New Netherland: The Netherlands was the most sophisticated society in the Western world when New York was founded, Woodard writes, so it’s no wonder that the region has been a hub of global commerce. It’s also the region most accepting of historically persecuted populations.

The Midlands: Stretching from Quaker territory west through Iowa and into more populated areas of the Midwest, the Midlands are “pluralistic and organized around the middle class.” Government intrusion is unwelcome, and ethnic and ideological purity isn’t a priority.

Tidewater: The coastal regions in the English colonies of Virginia, North Carolina, Maryland and Delaware tend to respect authority and value tradition. Once the most powerful American nation, it began to decline during Westward expansion.

Greater Appalachia: Extending from West Virginia through the Great Smoky Mountains and into Northwest Texas, the descendants of Irish, English and Scottish settlers value individual liberty. Residents are “intensely suspicious of lowland aristocrats and Yankee social engineers.”

Deep South: Dixie still traces its roots to the caste system established by masters who tried to duplicate West Indies-style slave society, Woodard writes. The Old South values states’ rights and local control and fights the expansion of federal powers.

El Norte: Southwest Texas and the border region is the oldest, and most linguistically different, nation in the Americas. Hard work and self-sufficiency are prized values.

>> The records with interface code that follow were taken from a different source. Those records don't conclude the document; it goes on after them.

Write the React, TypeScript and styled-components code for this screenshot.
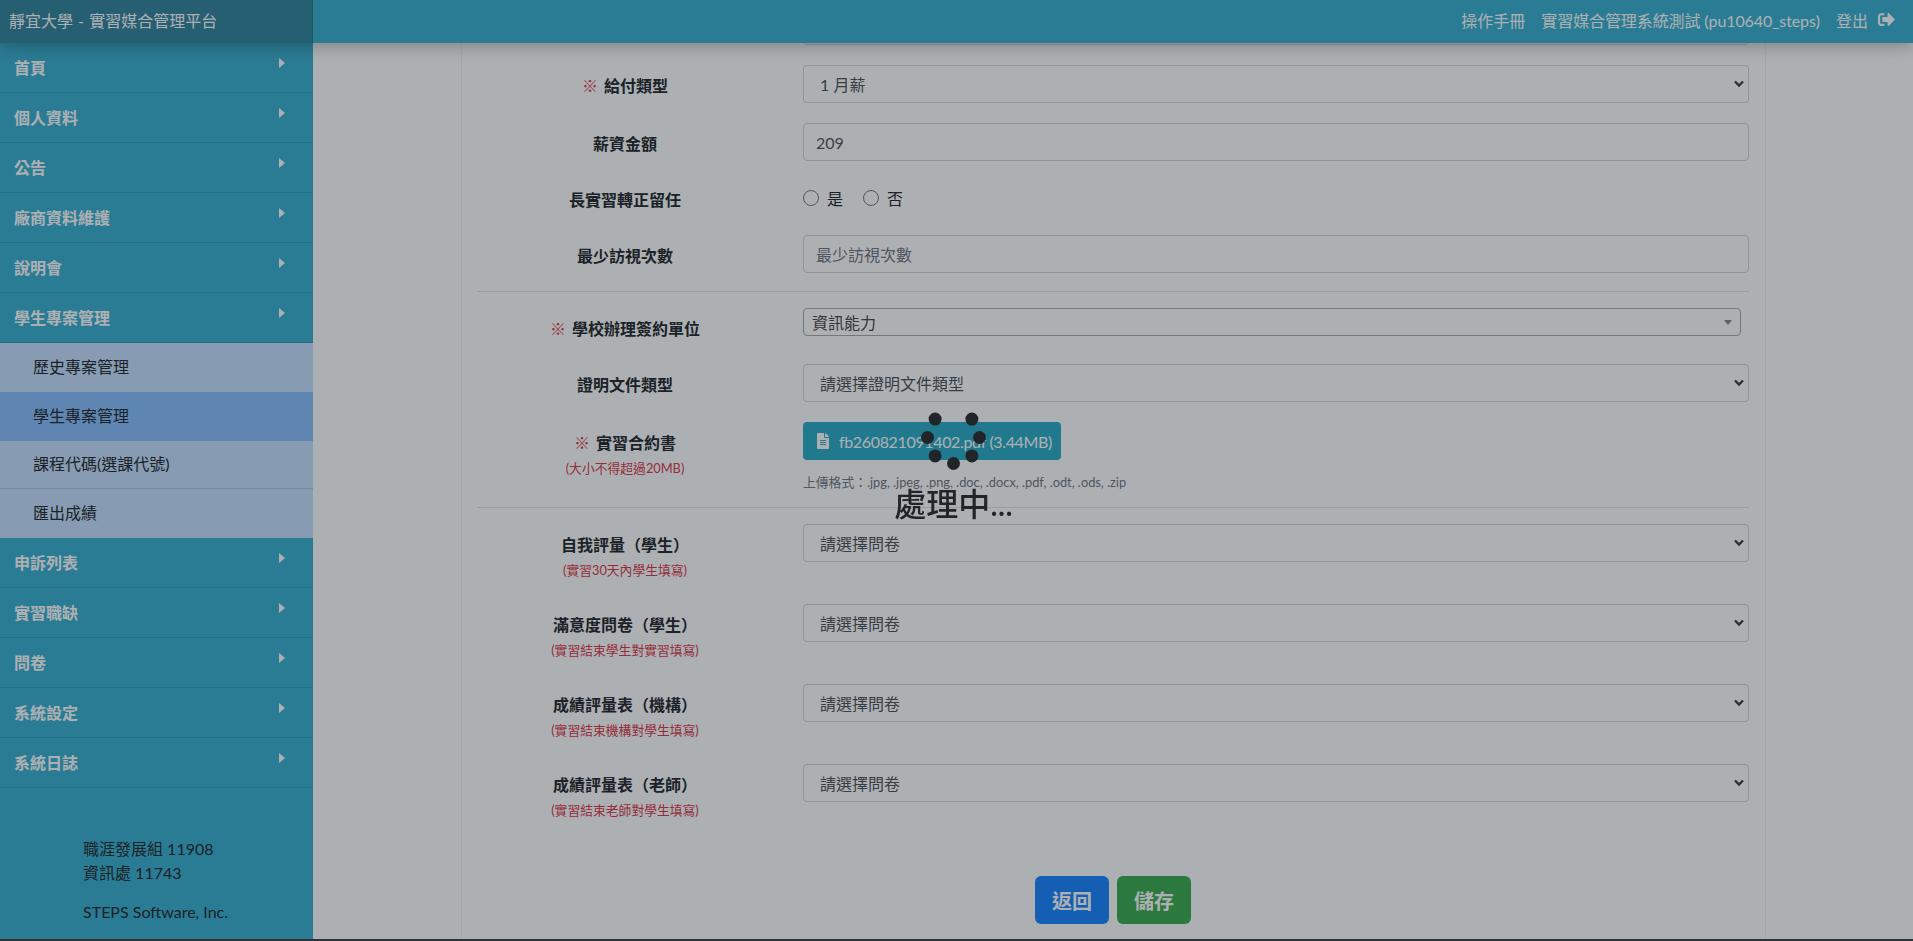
import React from 'react';
import styled, { createGlobalStyle } from 'styled-components';
import { FaFileAlt, FaSignOutAlt } from 'react-icons/fa';

const GlobalStyle = createGlobalStyle`
  html, body {
    margin: 0;
    padding: 0;
    background: #3a3f42;
    overflow: hidden;
  }
  * {
    box-sizing: border-box;
  }
  body, input, select, button {
    font-family: Lato, "Noto Sans CJK TC", sans-serif;
  }
`

const Shell = styled.div`
  height: 939px;
  display: flex;
  flex-direction: column;
  overflow: hidden;
  background: #fff;
`

const Header = styled.header`
  position: relative;
  z-index: 2;
  flex: 0 0 43px;
  display: flex;
  align-items: center;
  background: #37afcf;
  color: #fff;
  box-shadow: 0 2px 18px rgba(0, 0, 0, 0.3);
`

const Brand = styled.div`
  flex: 0 0 313px;
  height: 43px;
  display: flex;
  align-items: center;
  padding: 0 0 4px 9px;
  font-size: 16px;
  word-spacing: 1px;
  background: #30829b;
  border-right: 1px solid #277086;
`

const HeaderLinks = styled.nav`
  margin-left: auto;
  padding: 0 18px 4px 0;
  display: flex;
  align-items: center;
  gap: 16px;
  font-size: 16px;
`

const UserName = styled.span`
  letter-spacing: -0.1px;
`

const Logout = styled.span`
  display: flex;
  align-items: center;
  gap: 10px;
`

const Body = styled.div`
  flex: 1;
  min-height: 0;
  display: flex;
`

const Sidebar = styled.aside`
  flex: 0 0 313px;
  background: #37afcf;
`

const NavItem = styled.div`
  height: 50px;
  display: flex;
  align-items: center;
  justify-content: space-between;
  padding: 0 28px 2px 14px;
  font-size: 16px;
  font-weight: 700;
  color: #fff;
  border-bottom: 1px solid #2f9ab8;
`

const Caret = styled.span`
  margin-bottom: 7px;
  border-left: 6px solid #fff;
  border-top: 5px solid transparent;
  border-bottom: 5px solid transparent;
`

const SubItem = styled.div<{ $active?: boolean; $line?: boolean }>`
  height: 48.75px;
  display: flex;
  align-items: center;
  padding: 0 0 2px 33px;
  font-size: 16px;
  color: #212529;
  background: ${p => (p.$active ? '#87bfff' : '#c5e1ff')};
  border-bottom: 1px solid ${p => (p.$line ? '#a9c2de' : 'transparent')};
`

const SideFooter = styled.div`
  margin-top: 49px;
  padding-left: 83px;
  font-size: 16px;
  line-height: 24px;
  color: #212529;

  p {
    margin: 0;
  }

  p:last-child {
    margin-top: 15px;
  }
`

const Main = styled.main`
  flex: 1;
  min-width: 0;
  overflow: hidden;
`

const Card = styled.div`
  width: 1305px;
  height: 1000px;
  margin-left: 148px;
  padding: 0 16px 0 15px;
  border-left: 1px solid #f0f0f0;
  border-right: 1px solid #f0f0f0;
`

const Row = styled.div<{ $gap?: number; $pull?: number }>`
  display: grid;
  grid-template-columns: 296px 946px;
  column-gap: 30px;
  align-items: start;
  margin-top: ${p => p.$pull || 0}px;
  margin-bottom: ${p => (p.$gap === undefined ? 20 : p.$gap)}px;
`

const Label = styled.div<{ $top?: number }>`
  padding-top: ${p => (p.$top === undefined ? 9 : p.$top)}px;
  text-align: center;
  font-size: 16px;
  line-height: 24px;
  font-weight: 700;
  color: #212529;
`

const Required = styled.span`
  margin-right: 6px;
  font-weight: 400;
  color: #dc3545;
`

const Note = styled.small`
  display: block;
  margin-top: 3px;
  font-size: 12.8px;
  line-height: 20px;
  font-weight: 400;
  color: #dc3545;
`

const TextInput = styled.input`
  display: block;
  width: 100%;
  height: 38px;
  padding: 0 12px;
  font-size: 16px;
  color: #495057;
  background: #fff;
  border: 1px solid #ced4da;
  border-radius: 4px;

  &::placeholder {
    color: #6c757d;
    opacity: 1;
  }
`

const Select = styled.select`
  display: block;
  width: 100%;
  height: 38px;
  padding: 0 30px 0 16px;
  font-size: 16px;
  color: #495057;
  border: 1px solid #ced4da;
  border-radius: 4px;
  appearance: none;
  background: #fff url("data:image/svg+xml,%3Csvg xmlns='http://www.w3.org/2000/svg' width='10' height='8' viewBox='0 0 10 8'%3E%3Cpath d='M1 1.5l4 4 4-4' fill='none' stroke='%23343a40' stroke-width='2.4'/%3E%3C/svg%3E") no-repeat right 4px center;
`

const RadioRow = styled.div`
  height: 33px;
  display: flex;
  align-items: center;
  gap: 20px;
`

const RadioLabel = styled.label`
  display: flex;
  align-items: center;
  gap: 8px;
  font-size: 16px;
  color: #212529;
`

const RadioDot = styled.span`
  width: 16px;
  height: 16px;
  border: 1px solid #6f7679;
  border-radius: 50%;
  background: #fff;
`

const Divider = styled.hr`
  margin: 0 0 16px;
  height: 1px;
  border: 0;
  background: #dee2e6;
`

const ChosenBox = styled.div`
  width: 938px;
  height: 28px;
  display: flex;
  align-items: center;
  justify-content: space-between;
  padding: 0 8px;
  font-size: 16px;
  color: #444;
  background: #fff;
  border: 1.5px solid #aaa;
  border-radius: 4px;
`

const ChosenArrow = styled.span`
  border-top: 5px solid #888;
  border-left: 4px solid transparent;
  border-right: 4px solid transparent;
`

const FileButton = styled.div`
  width: 258px;
  height: 38px;
  display: flex;
  align-items: center;
  gap: 8px;
  padding-left: 12px;
  font-size: 16px;
  letter-spacing: -0.35px;
  white-space: nowrap;
  color: #fff;
  background: #29abc5;
  border-radius: 4px;
`

const Hint = styled.div`
  margin-top: 13px;
  font-size: 12.8px;
  line-height: 18px;
  color: #6c757d;
`

const Actions = styled.div`
  margin-top: 56px;
  display: flex;
  justify-content: center;
  gap: 8px;
`

const ActionButton = styled.button<{ $tone: string }>`
  width: 74px;
  height: 48px;
  padding: 0;
  font-size: 20px;
  font-weight: 700;
  color: #fff;
  background: ${p => p.$tone};
  border: 0;
  border-radius: 6px;
`

const Overlay = styled.div`
  position: fixed;
  inset: 0;
  z-index: 10;
  background: rgba(20, 30, 38, 0.35);
`

const Loader = styled.div`
  position: absolute;
  left: 953.5px;
  top: 405px;
  width: 160px;
  margin-left: -80px;
  display: flex;
  flex-direction: column;
  align-items: center;
`

const Spinner = styled.div`
  position: relative;
  width: 64px;
  height: 64px;
`

const Dot = styled.span<{ $angle: number }>`
  position: absolute;
  left: 25.5px;
  top: 25.5px;
  width: 13px;
  height: 13px;
  border-radius: 50%;
  background: #212529;
  transform: rotate(${p => p.$angle}deg) translateY(-26px);
`

const LoaderText = styled.div`
  margin-top: 15px;
  font-size: 32px;
  line-height: 40px;
  font-weight: 500;
  color: #212529;
`

const navTop = ['首頁', '個人資料', '公告', '廠商資料維護', '說明會', '學生專案管理']
const navBottom = ['申訴列表', '實習職缺', '問卷', '系統設定', '系統日誌']
const surveys = [
  { title: '自我評量（學生）', note: '(實習30天內學生填寫)' },
  { title: '滿意度問卷（學生）', note: '(實習結束學生對實習填寫)' },
  { title: '成績評量表（機構）', note: '(實習結束機構對學生填寫)' },
  { title: '成績評量表（老師）', note: '(實習結束老師對學生填寫)' },
]
const dotAngles = [45, 90, 135, 180, 225, 270, 315]

const App = () => {
  return (
    <>
      <GlobalStyle />
      <Shell>
        <Header>
          <Brand>靜宜大學 - 實習媒合管理平台</Brand>
          <HeaderLinks>
            <span>操作手冊</span>
            <UserName>實習媒合管理系統測試 (pu10640_steps)</UserName>
            <Logout>
              登出 <FaSignOutAlt size={17} />
            </Logout>
          </HeaderLinks>
        </Header>
        <Body>
          <Sidebar>
            {navTop.map(name => (
              <NavItem key={name}>
                {name}
                <Caret />
              </NavItem>
            ))}
            <SubItem>歷史專案管理</SubItem>
            <SubItem $active>學生專案管理</SubItem>
            <SubItem $line>課程代碼(選課代號)</SubItem>
            <SubItem>匯出成績</SubItem>
            {navBottom.map(name => (
              <NavItem key={name}>
                {name}
                <Caret />
              </NavItem>
            ))}
            <SideFooter>
              <p>職涯發展組 11908</p>
              <p>資訊處 11743</p>
              <p>STEPS Software, Inc.</p>
            </SideFooter>
          </Sidebar>
          <Main>
            <Card>
              <Row $pull={-36}>
                <div />
                <TextInput readOnly />
              </Row>
              <Row>
                <Label>
                  <Required>※</Required>給付類型
                </Label>
                <Select defaultValue="1">
                  <option value="1">1 月薪</option>
                </Select>
              </Row>
              <Row>
                <Label>薪資金額</Label>
                <TextInput defaultValue="209" readOnly />
              </Row>
              <Row $gap={21}>
                <Label $top={7}>長實習轉正留任</Label>
                <RadioRow>
                  <RadioLabel>
                    <RadioDot />是
                  </RadioLabel>
                  <RadioLabel>
                    <RadioDot />否
                  </RadioLabel>
                </RadioRow>
              </Row>
              <Row $gap={18}>
                <Label>最少訪視次數</Label>
                <TextInput placeholder="最少訪視次數" readOnly />
              </Row>
              <Divider />
              <Row $gap={23}>
                <Label>
                  <Required>※</Required>學校辦理簽約單位
                </Label>
                <ChosenBox>
                  資訊能力
                  <ChosenArrow />
                </ChosenBox>
              </Row>
              <Row>
                <Label>證明文件類型</Label>
                <Select defaultValue="">
                  <option value="">請選擇證明文件類型</option>
                </Select>
              </Row>
              <Row $gap={16}>
                <Label>
                  <Required>※</Required>實習合約書
                  <Note>(大小不得超過20MB)</Note>
                </Label>
                <div>
                  <FileButton>
                    <FaFileAlt size={16} />
                    fb260821091402.pdf (3.44MB)
                  </FileButton>
                  <Hint>上傳格式：.jpg, .jpeg, .png, .doc, .docx, .pdf, .odt, .ods, .zip</Hint>
                </div>
              </Row>
              <Divider />
              {surveys.map(item => (
                <Row key={item.title} $gap={24}>
                  <Label>
                    {item.title}
                    <Note>{item.note}</Note>
                  </Label>
                  <Select defaultValue="">
                    <option value="">請選擇問卷</option>
                  </Select>
                </Row>
              ))}
              <Actions>
                <ActionButton $tone="#1583ff">返回</ActionButton>
                <ActionButton $tone="#39ab4e">儲存</ActionButton>
              </Actions>
            </Card>
          </Main>
        </Body>
      </Shell>
      <Overlay>
        <Loader>
          <Spinner>
            {dotAngles.map(angle => (
              <Dot key={angle} $angle={angle} />
            ))}
          </Spinner>
          <LoaderText>處理中...</LoaderText>
        </Loader>
      </Overlay>
    </>
  );
};

export default App;
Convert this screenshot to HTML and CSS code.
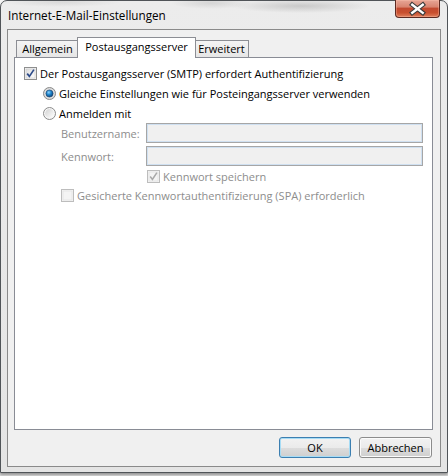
FILE: index.html
```html
<!DOCTYPE html>
<html lang="de">
<head>
<meta charset="utf-8">
<title>Internet-E-Mail-Einstellungen</title>
<link rel="stylesheet" href="styles.css">
</head>
<body>
<div class="window">
  <div class="titlebar">
    <span class="title">Internet-E-Mail-Einstellungen</span>
    <div class="close">
      <svg width="45" height="18" viewBox="0 0 45 18">
        <path d="M17 4.5 L28 13 M28 4.5 L17 13" stroke="#3b3b3b" stroke-width="4.8" stroke-linecap="square" fill="none"/>
        <path d="M17 4.5 L28 13 M28 4.5 L17 13" stroke="#ffffff" stroke-width="2.5" stroke-linecap="square" fill="none"/>
      </svg>
    </div>
  </div>
  <div class="client">
    <div class="tabs">
      <div class="tab t1">Allgemein</div>
      <div class="tab active">Postausgangsserver</div>
      <div class="tab t3">Erweitert</div>
    </div>
    <div class="panel">
      <div class="row r-main">
        <svg class="cb" width="13" height="13" viewBox="0 0 13 13">
          <defs><linearGradient id="cbg" x1="0" y1="0" x2="1" y2="1"><stop offset="0" stop-color="#dcdcdc"/><stop offset="1" stop-color="#ffffff"/></linearGradient></defs>
          <rect x="0.5" y="0.5" width="12" height="12" fill="#f4f4f4" stroke="#8e8f8f"/>
          <rect x="2" y="2" width="9" height="9" fill="url(#cbg)" stroke="#c8c8c8" stroke-width="0.6"/>
          <path d="M3.2 6.6 L5.4 9.4 L9.9 2.6" stroke="#2c4b8a" stroke-width="1.7" fill="none"/>
        </svg>
        <span>Der Postausgangsserver (SMTP) erfordert Authentifizierung</span>
      </div>
      <div class="row r-radio">
        <svg class="rb" width="13" height="13" viewBox="0 0 13 13">
          <defs>
            <radialGradient id="rbo" cx="0.5" cy="0.5" r="0.5"><stop offset="0" stop-color="#ffffff"/><stop offset="1" stop-color="#d4d4d4"/></radialGradient>
            <radialGradient id="dot" cx="0.4" cy="0.35" r="0.7"><stop offset="0" stop-color="#8fd3ff"/><stop offset="0.45" stop-color="#1f86cc"/><stop offset="1" stop-color="#0b3f74"/></radialGradient>
          </defs>
          <circle cx="6.5" cy="6.5" r="6" fill="url(#rbo)" stroke="#8a8a8a"/>
          <circle cx="6.5" cy="6.5" r="3.6" fill="url(#dot)" stroke="#1c3f6a" stroke-width="0.6"/>
        </svg>
        <span>Gleiche Einstellungen wie für Posteingangsserver verwenden</span>
      </div>
      <div class="row r-radio">
        <svg class="rb" width="13" height="13" viewBox="0 0 13 13">
          <defs><linearGradient id="rboff" x1="0" y1="0" x2="1" y2="1"><stop offset="0" stop-color="#d2d2d2"/><stop offset="1" stop-color="#ffffff"/></linearGradient></defs>
          <circle cx="6.5" cy="6.5" r="6" fill="#f6f6f6" stroke="#8a8a8a"/>
          <circle cx="6.5" cy="6.5" r="4.4" fill="url(#rboff)"/>
        </svg>
        <span>Anmelden mit</span>
      </div>
      <div class="field f1">
        <span class="label">Benutzername:</span>
        <div class="input"></div>
      </div>
      <div class="field f2">
        <span class="label">Kennwort:</span>
        <div class="input"></div>
      </div>
      <div class="row r-save">
        <svg class="cb" width="13" height="13" viewBox="0 0 13 13">
          <rect x="0.5" y="0.5" width="12" height="12" fill="#f4f4f4" stroke="#bdbdbd"/>
          <rect x="2" y="2" width="9" height="9" fill="#f4f4f4" stroke="#dedede" stroke-width="0.6"/>
          <path d="M3.2 6.6 L5.4 9.4 L9.9 2.6" stroke="#a9a9a9" stroke-width="1.6" fill="none"/>
        </svg>
        <span class="dis">Kennwort speichern</span>
      </div>
      <div class="row r-spa">
        <svg class="cb" width="13" height="13" viewBox="0 0 13 13">
          <rect x="0.5" y="0.5" width="12" height="12" fill="#f4f4f4" stroke="#bdbdbd"/>
          <rect x="2" y="2" width="9" height="9" fill="#f4f4f4" stroke="#dedede" stroke-width="0.6"/>
        </svg>
        <span class="dis">Gesicherte Kennwortauthentifizierung (SPA) erforderlich</span>
      </div>
    </div>
    <div class="buttons">
      <button class="btn default">OK</button>
      <button class="btn cancel">Abbrechen</button>
    </div>
  </div>
</div>
</body>
</html>
```
FILE: styles.css
```css
html, body {
  margin: 0;
  padding: 0;
}
body {
  width: 448px;
  height: 476px;
  background: linear-gradient(to bottom, #f6f6f6, #e2e2e2);
  font-family: "Open Sans", "Noto Sans", sans-serif;
  font-size: 11px;
  color: #1a1a1a;
  overflow: hidden;
}
.window {
  box-sizing: border-box;
  width: 448px;
  height: 473px;
  border: 1px solid #505458;
  border-radius: 7px 7px 0 0;
  background:
    radial-gradient(ellipse 70px 7px at 300px 5px, rgba(110,110,110,0.28), rgba(110,110,110,0) 100%),
    radial-gradient(ellipse 40px 6px at 210px 2px, rgba(110,110,110,0.18), rgba(110,110,110,0) 100%),
    radial-gradient(ellipse 60px 5px at 60px 1px, rgba(110,110,110,0.15), rgba(110,110,110,0) 100%),
    linear-gradient(to bottom, #ececec, #e4e4e4);
  box-shadow: 0 2px 3px rgba(0,0,0,0.35);
  display: flex;
  flex-direction: column;
}
.titlebar {
  height: 28px;
  display: flex;
  justify-content: space-between;
  align-items: flex-start;
  padding-left: 7px;
  padding-right: 7px;
}
.title {
  font-size: 11.7px;
  line-height: 28px;
  color: #000;
}
.close {
  box-sizing: border-box;
  width: 45px;
  height: 18px;
  margin-top: -1px;
  border: 1px solid #5c2a22;
  border-top: none;
  border-radius: 0 0 4px 4px;
  background: linear-gradient(to bottom, #e7a696 0%, #d98571 40%, #c24a30 50%, #c9502f 75%, #e0805d 100%);
  box-shadow: inset 0 0 0 1px rgba(255,200,180,0.35);
  display: flex;
}
.client {
  box-sizing: border-box;
  height: 438px;
  margin: 0 6px;
  border: 1px solid #8a8a8a;
  background: #f0f0f0;
  padding: 7px 7px 0 6px;
  display: flex;
  flex-direction: column;
}
.tabs {
  height: 20px;
  display: flex;
  align-items: flex-end;
  padding-left: 2px;
}
.tab {
  box-sizing: border-box;
  height: 17px;
  border: 1px solid #8c8e94;
  border-bottom: none;
  background: linear-gradient(to bottom, #f4f4f4, #e6e6e6);
  text-align: center;
  line-height: 16px;
  color: #000;
}
.t1 { width: 63px; }
.t3 { width: 55px; }
.tab.active {
  position: relative;
  z-index: 1;
  width: 119px;
  height: 21px;
  margin: 0 -2px -1px -2px;
  background: #ffffff;
  line-height: 17px;
}
.panel {
  box-sizing: border-box;
  height: 373px;
  border: 1px solid #898c95;
  background: #ffffff;
  padding: 5px 9px 0 9px;
  display: flex;
  flex-direction: column;
}
.row {
  display: flex;
  align-items: center;
  height: 20px;
  color: #000;
}
.cb { margin-right: 3px; flex: none; }
.rb { margin-right: 3px; flex: none; }
.r-radio { padding-left: 19px; }
.field {
  display: flex;
  align-items: center;
  height: 20px;
  padding-left: 37px;
}
.f2 { margin-top: 3px; }
.label {
  width: 85px;
  color: #8d8d8d;
}
.input {
  box-sizing: border-box;
  width: 277px;
  height: 20px;
  border: 1px solid #a6a6a6;
  box-shadow: inset 0 0 0 1px #cfe0f1;
  background: #f0f0f0;
}
.r-save {
  padding-left: 123px;
  height: 18px;
  margin-top: 1px;
}
.r-spa {
  padding-left: 37px;
}
.dis { color: #8d8d8d; }
.buttons {
  display: flex;
  justify-content: flex-end;
  gap: 8px;
  margin-top: 7px;
  padding-right: 1px;
}
.btn {
  box-sizing: border-box;
  height: 21px;
  border-radius: 3px;
  font-family: "Open Sans", "Noto Sans", sans-serif;
  font-size: 11px;
  color: #000;
  padding: 0;
  background: linear-gradient(to bottom, #f2f2f2 0%, #ebebeb 50%, #dddddd 51%, #cfcfcf 100%);
}
.default {
  width: 72px;
  border: 1px solid #3c7fb1;
  box-shadow: inset 0 0 0 1px #a7dcf5;
}
.cancel {
  width: 73px;
  border: 1px solid #8c8c8c;
  box-shadow: inset 0 0 0 1px #fbfbfb;
}
```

The Left Coast: A hybrid, Woodard says, of Appalachian independence and Yankee utopianism loosely defined by the Pacific Ocean on one side and coastal mountain ranges like the Cascades and the Sierra Nevadas on the other. The independence and innovation required of early explorers continues to manifest in places like Silicon Valley and the tech companies around Seattle.

The Far West: The Great Plains and the Mountain West were built by industry, made necessary by harsh, sometimes inhospitable climates. Far Westerners are intensely libertarian and deeply distrustful of big institutions, whether they are railroads and monopolies or the federal government.

New France: Former French colonies in and around New Orleans and Quebec tend toward consensus and egalitarian, “among the most liberal on the continent, with unusually tolerant attitudes toward gays and people of all races and a ready acceptance of government involvement in the economy,” Woodard writes.

First Nation: The few First Nation peoples left — Native Americans who never gave up their land to white settlers — are mainly in the harshly Arctic north of Canada and Alaska. They have sovereignty over their lands, but their population is only around 300,000.

Source: Tufts University

20 COMMENTS

  1. Further evidence it’s time to consider a dissolution of the United States. This continent-sized country has too disparate a-people to continue arguing and bickering together. Sometimes in order to progress, humanity must devolve. Let self-determination and friendly competition decide regional directions. Our Federalist system was designed with 13 colonies in mind, not 50 states and other territories spanning half the globe. I may write a book on this subject.

    • Dissolution of the United States? You must be kidding. You’re a whack job!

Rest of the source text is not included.